Se José Sócrates conseguir recordar-se da trajetória política de Álvaro Cunhal – há um abismo intelectual a separá-los, como é óbvio –, este seu tempo forçado de paragem, de parceria com o que poderá seguir-se se vier a ter lugar uma acusação e um julgamento, bem poderão permitir-lhe materializar uma obra que até poderá, um dia, vir a ser recordada e respeitada. E, mesmo partindo da hipótese pessimista de uma condenação, tal nunca impedirá que possa usar o seu tempo com a finalidade de dar a conhecer de si mais do que os portugueses já puderam ver. Mais e diferente.
Por fim, as consequências para o PS. Nunca acreditei (e continuo a não acreditar!) que este caso da Operação Marquês viesse a ter repercussões sobre o resultado da próxima eleição para deputados à Assembleia da República. Os portugueses têm hoje uma ideia precisa e bem arreigada de que a sociedade portuguesa será como há perto de um ano alguém contou: uma sociedade onde a corrupção está fortemente democratizada. Portanto, mesmo que o antigo Primeiro-Ministro venha a ser condenado – e ainda não foi, estando inocente até aqui –, isso só às pessoas da Operação Marquês diz respeito, e não ao PS. Tal como se dá com o PSD e com tudo quanto veio a recair sobre concidadãos proeminentes deste partido.

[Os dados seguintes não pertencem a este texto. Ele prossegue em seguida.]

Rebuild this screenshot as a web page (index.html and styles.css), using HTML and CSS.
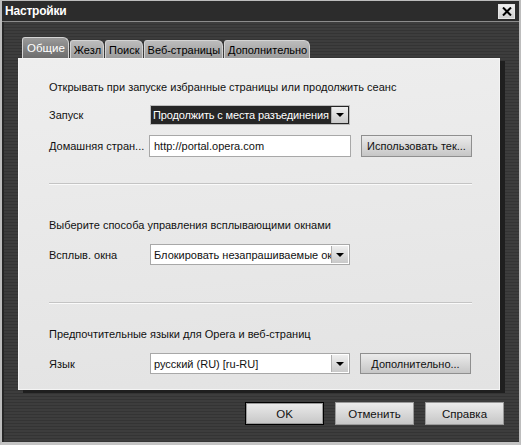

De tudo isto, tiro uma conclusão: Sócrates não deve dizer que fez o que não fez, mas não tem um infinitésimo de vantagem em andar a escrever cartas em sua suposta defesa, até porque quase ninguém liga já a este caso. Se não fossem alguns jornalistas a trazer este caso para as televisões, tudo se passaria como se o mesmo tivesse já terminado. É uma estratégia inútil e suicida.